Assembling these observations, we obtain the level of hormone, \(H\) at time \(t\) in hours:
\[H(t)=50+50 \sin \left(\frac{\pi}{12}(t-13)\right) . \nonumber \]
In the expression above, the number 13 represents a shift along the time axis, and carries units of time. We can express this same function in the form
\[H(t)=50+50 \sin \left(\frac{\pi t}{12}-\frac{13 \pi}{12}\right) . \nonumber \]
In this version, the quantity
\[\phi=\frac{13 \pi}{12} \nonumber \]
is the phase shift.
In selecting the periodic function to use for this example, we could have made other choices. For example, the same periodic can be represented by any of the functions listed below:
\[\begin{aligned} & H_{1}(t)=50-50 \sin \left(\frac{\pi}{12}(t-1)\right), \\ & H_{2}(t)=50+50 \cos \left(\frac{\pi}{12}(t-19)\right), \\ & H_{3}(t)=50-50 \cos \left(\frac{\pi}{12}(t-7)\right) . \end{aligned} \nonumber \]
All these functions have the same values, the same amplitudes, and the same periods.
- Verify that \(H_{1}, H_{2}\) and \(H_{3}\) all have the same periods.

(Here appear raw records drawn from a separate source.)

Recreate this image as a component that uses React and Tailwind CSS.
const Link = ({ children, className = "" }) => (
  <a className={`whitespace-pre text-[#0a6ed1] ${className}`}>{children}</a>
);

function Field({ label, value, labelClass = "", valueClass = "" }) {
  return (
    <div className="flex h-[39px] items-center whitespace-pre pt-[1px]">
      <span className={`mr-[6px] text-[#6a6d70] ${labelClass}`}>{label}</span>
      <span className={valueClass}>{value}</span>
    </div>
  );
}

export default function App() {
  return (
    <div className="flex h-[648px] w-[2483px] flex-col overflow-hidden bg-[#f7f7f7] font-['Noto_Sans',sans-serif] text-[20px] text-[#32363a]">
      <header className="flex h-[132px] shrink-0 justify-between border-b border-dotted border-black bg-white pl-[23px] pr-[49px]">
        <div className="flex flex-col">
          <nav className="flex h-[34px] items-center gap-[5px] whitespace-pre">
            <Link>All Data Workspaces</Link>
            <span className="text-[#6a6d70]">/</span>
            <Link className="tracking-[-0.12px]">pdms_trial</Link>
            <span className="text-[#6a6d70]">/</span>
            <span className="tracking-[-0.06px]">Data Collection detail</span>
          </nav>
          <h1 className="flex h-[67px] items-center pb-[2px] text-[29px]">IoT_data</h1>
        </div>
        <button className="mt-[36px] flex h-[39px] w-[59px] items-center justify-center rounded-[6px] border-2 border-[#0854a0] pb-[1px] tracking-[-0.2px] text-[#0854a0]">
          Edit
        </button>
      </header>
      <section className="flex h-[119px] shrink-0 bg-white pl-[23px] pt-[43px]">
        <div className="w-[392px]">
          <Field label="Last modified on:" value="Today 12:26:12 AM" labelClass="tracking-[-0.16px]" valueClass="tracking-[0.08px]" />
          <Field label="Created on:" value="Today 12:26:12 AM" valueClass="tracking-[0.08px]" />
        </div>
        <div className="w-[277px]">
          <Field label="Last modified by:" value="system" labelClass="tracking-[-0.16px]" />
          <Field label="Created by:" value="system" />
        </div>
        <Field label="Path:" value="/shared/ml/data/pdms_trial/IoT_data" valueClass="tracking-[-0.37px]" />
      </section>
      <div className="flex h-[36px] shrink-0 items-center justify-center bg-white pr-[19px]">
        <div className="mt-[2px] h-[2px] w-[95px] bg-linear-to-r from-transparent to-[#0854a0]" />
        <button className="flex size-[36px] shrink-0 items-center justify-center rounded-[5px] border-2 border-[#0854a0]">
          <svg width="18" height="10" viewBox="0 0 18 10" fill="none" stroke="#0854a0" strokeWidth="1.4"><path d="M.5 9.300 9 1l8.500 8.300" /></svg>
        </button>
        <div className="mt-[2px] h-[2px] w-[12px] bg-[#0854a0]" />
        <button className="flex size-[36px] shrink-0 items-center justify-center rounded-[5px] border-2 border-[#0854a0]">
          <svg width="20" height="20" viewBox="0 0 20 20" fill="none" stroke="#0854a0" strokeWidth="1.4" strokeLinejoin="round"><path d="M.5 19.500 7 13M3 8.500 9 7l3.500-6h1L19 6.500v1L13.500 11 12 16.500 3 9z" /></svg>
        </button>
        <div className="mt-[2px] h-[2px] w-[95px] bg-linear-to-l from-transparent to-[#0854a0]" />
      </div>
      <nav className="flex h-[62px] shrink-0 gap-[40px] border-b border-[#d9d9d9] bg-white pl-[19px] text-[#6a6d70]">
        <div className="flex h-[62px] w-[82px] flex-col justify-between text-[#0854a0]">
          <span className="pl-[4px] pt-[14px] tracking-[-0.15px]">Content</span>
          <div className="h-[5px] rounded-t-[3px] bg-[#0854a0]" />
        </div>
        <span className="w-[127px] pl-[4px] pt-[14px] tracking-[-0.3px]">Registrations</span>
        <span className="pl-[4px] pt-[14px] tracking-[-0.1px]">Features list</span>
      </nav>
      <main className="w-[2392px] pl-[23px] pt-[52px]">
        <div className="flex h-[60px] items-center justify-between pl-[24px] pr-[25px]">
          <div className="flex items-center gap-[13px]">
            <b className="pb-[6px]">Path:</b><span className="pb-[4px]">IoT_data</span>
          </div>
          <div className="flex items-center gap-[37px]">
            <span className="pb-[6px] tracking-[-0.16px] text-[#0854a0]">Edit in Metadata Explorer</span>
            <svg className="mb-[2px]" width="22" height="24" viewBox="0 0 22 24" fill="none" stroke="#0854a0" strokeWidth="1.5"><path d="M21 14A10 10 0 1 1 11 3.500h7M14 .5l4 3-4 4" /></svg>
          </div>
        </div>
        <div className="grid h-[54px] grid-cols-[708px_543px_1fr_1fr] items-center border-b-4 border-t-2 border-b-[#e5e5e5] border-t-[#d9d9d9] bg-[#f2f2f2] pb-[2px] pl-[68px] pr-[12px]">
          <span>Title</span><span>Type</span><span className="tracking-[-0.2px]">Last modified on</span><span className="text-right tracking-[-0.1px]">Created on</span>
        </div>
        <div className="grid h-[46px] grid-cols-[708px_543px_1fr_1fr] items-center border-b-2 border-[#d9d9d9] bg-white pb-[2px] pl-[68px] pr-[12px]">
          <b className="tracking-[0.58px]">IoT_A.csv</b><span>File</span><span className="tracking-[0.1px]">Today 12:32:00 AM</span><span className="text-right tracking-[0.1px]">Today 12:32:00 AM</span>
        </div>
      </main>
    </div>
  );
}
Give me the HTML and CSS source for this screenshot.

A cycle of waxing and waning moon takes \(29.5\) days approximately. Construct a periodic function to describe the changing phases, starting with a "new moon" (totally dark) and ending one cycle later.
Solution
The period of the cycle is \(T=29.5\) days, so
\[\omega=\frac{2 \pi}{T}=\frac{2 \pi}{29.5} . \nonumber \]
Let \(P(t)\) be the fraction of the moon face on day \(t\) in the cycle. Then we should construct the function so that \(0<P<1\), with \(P=1\) in mid cycle (see Figure 14.9). The cosine function swings between the values \(-1\) and 1 . To obtain a positive function in the desired range for \(P(t)\), we add a constant and scale the cosine as follows:
\[\frac{1}{2}[1+\cos (\omega t)] . \nonumber \]
This is still not quite right, since at \(t=0\) this function takes the value 1 , rather than 0, as shown in Figure 14.9.
To correct this we can either introduce a phase shift, i.e. set
\[P(t)=\frac{1}{2}[1+\cos (\omega t+\pi)] . \nonumber \]
Then when \(t=0\), we get \(P(t)=0.5[1+\cos \pi]=0.5[1-1]=0\). Or we can write
\[P(t)=\frac{1}{2}[1-\cos (\omega t)], \nonumber \]
which achieves the same result.
- What fraction of the moon do you expect to be visible one week into the cycle?